Vision (formerly nWeb) was a mobile browser developed by Novarra Inc. that ran on Java Platform, Micro Edition. It was first released in 2002, and the final release was in 2009.

==Functionality==
Mobile phone users can access and use the same web sites on their wireless handsets that they visit using personal computers. Full web pages load in seconds due to compression and in-network processing of content by the server.

Content Type Support: “Street” HTML, HTML 4.01, XHTML 1.0, XHTML Basic, XHTML MP, cHTML, HDML, WML 1.1, Cascading Style Sheets v1, CSS v2, W-CSS, Tables, Frames, Forms, JavaScript 1.5, ECMAScript v3, ECMAScript Mobile Profile, HTTP cookies, Basic Authentication, gzip, Multi-Part MIME, GIF, Animated GIF, JPEG, BMP file format, WBMP

Multimedia Support: Adobe Flash, FLV, WMV, AVI, MPEG-2/MPEG-4, 3GP, 3GP2, MP3, SVG Tiny, SMIL, MIDI (supported on handsets with appropriate APIs)

Network Protocols and Security: HTTP1.1, HTTPS, SSL 2.0/3.0, WTLS, Certificates

Push: WAP 2.0 Push Access Protocol (PAP)

Download: OMA Download 1.0, MIDP OTA 1.0 & 2.0

==Features==
- On-Device Portal: Locally store pages with categories and sites that can be predefined by the service provider and updated over the air, also "History" and "Favorites" can be customized by the end user
- PC View: Site pages load with a visual representation of the full web page.
- Fit to Screen View: Choice of reformatted layout with image sizes adapted to fit within the width of the phone's screen.
- Content Prioritization and Mobile Navigation Aids: The browser attempts to automatically find the main information on a web page and focus on that content.

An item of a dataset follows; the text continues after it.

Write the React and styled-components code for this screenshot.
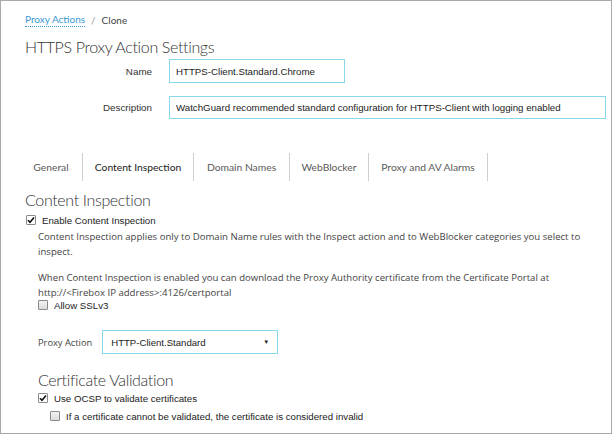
import React from "react";
import styled, { createGlobalStyle } from "styled-components";

const Global = createGlobalStyle`
  html, body { margin: 0; padding: 0; background: #fff; }
  body { width: 612px; height: 434px; overflow: hidden; }
  * { box-sizing: border-box; }
`;

const Frame = styled.div`
  width: 612px;
  height: 434px;
  border: 1px solid #a9a9a9;
  padding: 11px 0 0 24px;
  font-family: "Liberation Sans", Arial, sans-serif;
  color: #333;
`;

const Breadcrumb = styled.div`
  display: flex;
  align-items: center;
  gap: 6px;
  font-family: Lato, "Open Sans", sans-serif;
  font-size: 10px;
  line-height: 16px;
  color: #444;
`;

const CrumbLink = styled.span`
  color: #3a9ad4;
  border-bottom: 1px dotted #3a9ad4;
  line-height: 13px;
`;

const Sep = styled.span`
  color: #999;
`;

const Heading = styled.h2`
  margin: ${(p) => p.$mt || 0}px 0 0 ${(p) => p.$ml || 0}px;
  font-family: Lato, sans-serif;
  font-weight: 300;
  font-size: 16px;
  line-height: 20px;
  color: #333;
  letter-spacing: -0.35px;
`;

const FormGrid = styled.div`
  display: grid;
  grid-template-columns: 127px auto;
  column-gap: 17px;
  row-gap: 13px;
  margin-top: 2px;
  align-items: center;
`;

const Label = styled.label`
  text-align: right;
  font-size: 9.8px;
  color: #333;
`;

const TextBox = styled.div`
  width: ${(p) => p.$w}px;
  height: ${(p) => p.$h || 24}px;
  border: 1px solid #8ad6ea;
  padding: 0 6px;
  display: flex;
  align-items: center;
  font-size: 9.7px;
  color: #222;
  white-space: nowrap;
`;

const Tabs = styled.div`
  display: flex;
  margin-top: 34px;
  margin-left: -5px;
  height: 28px;
`;

const Tab = styled.div`
  width: ${(p) => p.$w}px;
  display: flex;
  align-items: center;
  justify-content: center;
  border-right: 1px solid #cfcfcf;
  font-family: Lato, sans-serif;
  font-size: 10.3px;
  color: ${(p) => (p.$active ? "#222" : "#5a5a5a")};
`;

const CheckRow = styled.div`
  display: flex;
  align-items: center;
  gap: 6px;
  height: 14px;
  margin: ${(p) => p.$mt || 0}px 0 0 ${(p) => p.$ml || 0}px;
  font-size: 9.7px;
  color: #222;
`;

const Box = styled.span`
  width: 10px;
  height: 10px;
  border: 1px solid #8a8a8a;
  border-radius: 1px;
  background: ${(p) => (p.$checked ? "#fff" : "linear-gradient(#f2f2f2, #dcdcdc)")};
  display: flex;
  align-items: center;
  justify-content: center;
`;

const Para = styled.p`
  margin: ${(p) => p.$mt || 0}px 0 0 13px;
  width: 560px;
  font-family: "Open Sans", sans-serif;
  font-size: 9.6px;
  line-height: 15px;
  color: #444;
`;

const SelectRow = styled.div`
  display: flex;
  align-items: center;
  gap: 10px;
  margin: 18px 0 0 13px;
`;

const SelectLabel = styled.span`
  font-family: "Open Sans", sans-serif;
  font-size: 9.3px;
  color: #444;
`;

const Select = styled.div`
  width: 176px;
  height: 24px;
  border: 1px solid #8ad6ea;
  padding: 0 8px 0 8px;
  display: flex;
  align-items: center;
  justify-content: space-between;
  font-size: 9.6px;
  color: #222;
`;

const Caret = styled.span`
  font-size: 6px;
  color: #222;
`;

function Check({ checked, children, mt, ml }) {
  return (
    <CheckRow $mt={mt} $ml={ml}>
      <Box $checked={checked}>
        {checked && (
          <svg width="8" height="8" viewBox="0 0 8 8">
            <path d="M1 4.2 L3 6.3 L7 1.5" fill="none" stroke="#111" strokeWidth="1.6" />
          </svg>
        )}
      </Box>
      <span>{children}</span>
    </CheckRow>
  );
}

export default function App() {
  return (
    <>
      <Global />
      <Frame>
        <Breadcrumb>
          <CrumbLink>Proxy Actions</CrumbLink>
          <Sep>/</Sep>
          <span>Clone</span>
        </Breadcrumb>
        <Heading $mt={9}>HTTPS Proxy Action Settings</Heading>
        <FormGrid>
          <Label>Name</Label>
          <TextBox $w={176}>HTTPS-Client.Standard.Chrome</TextBox>
          <Label>Description</Label>
          <TextBox $w={437} $h={23}>
            WatchGuard recommended standard configuration for HTTPS-Client with logging enabled
          </TextBox>
        </FormGrid>
        <Tabs>
          <Tab $w={63}>General</Tab>
          <Tab $w={111} $active>Content Inspection</Tab>
          <Tab $w={96}>Domain Names</Tab>
          <Tab $w={79}>WebBlocker</Tab>
          <Tab $w={119}>Proxy and AV Alarms</Tab>
        </Tabs>
        <Heading $mt={9}>Content Inspection</Heading>
        <Check checked ml={1} mt={3}>Enable Content Inspection</Check>
        <Para $mt={2}>
          Content Inspection applies only to Domain Name rules with the Inspect action and to WebBlocker
          categories you select to inspect.
        </Para>
        <Para $mt={11}>
          When Content Inspection is enabled you can download the Proxy Authority certificate from the
          Certificate Portal at <br />
          http://&lt;Firebox IP address&gt;:4126/certportal
        </Para>
        <Check ml={13} mt={-2}>Allow SSLv3</Check>
        <SelectRow>
          <SelectLabel>Proxy Action</SelectLabel>
          <Select>
            <span>HTTP-Client.Standard</span>
            <Caret>▼</Caret>
          </Select>
        </SelectRow>
        <Heading $mt={16} $ml={13}>Certificate Validation</Heading>
        <Check checked ml={13} mt={1}>Use OCSP to validate certificates</Check>
        <Check ml={25} mt={4}>If a certificate cannot be validated, the certificate is considered invalid</Check>
      </Frame>
    </>
  );
}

Additionally, a user can “jump to” other prioritized content such as login, search or forms.
- Adobe Flash and Streaming Video (Streaming media): The browser adapts Flash animations, Flash video, and other video formats to a format supported by the handset (usually RTSP/3GPP).
- RSS: Users can view or subscribe to an available RSS feed on a site.
- Widget engine: Ability to run widgets on mobile handsets.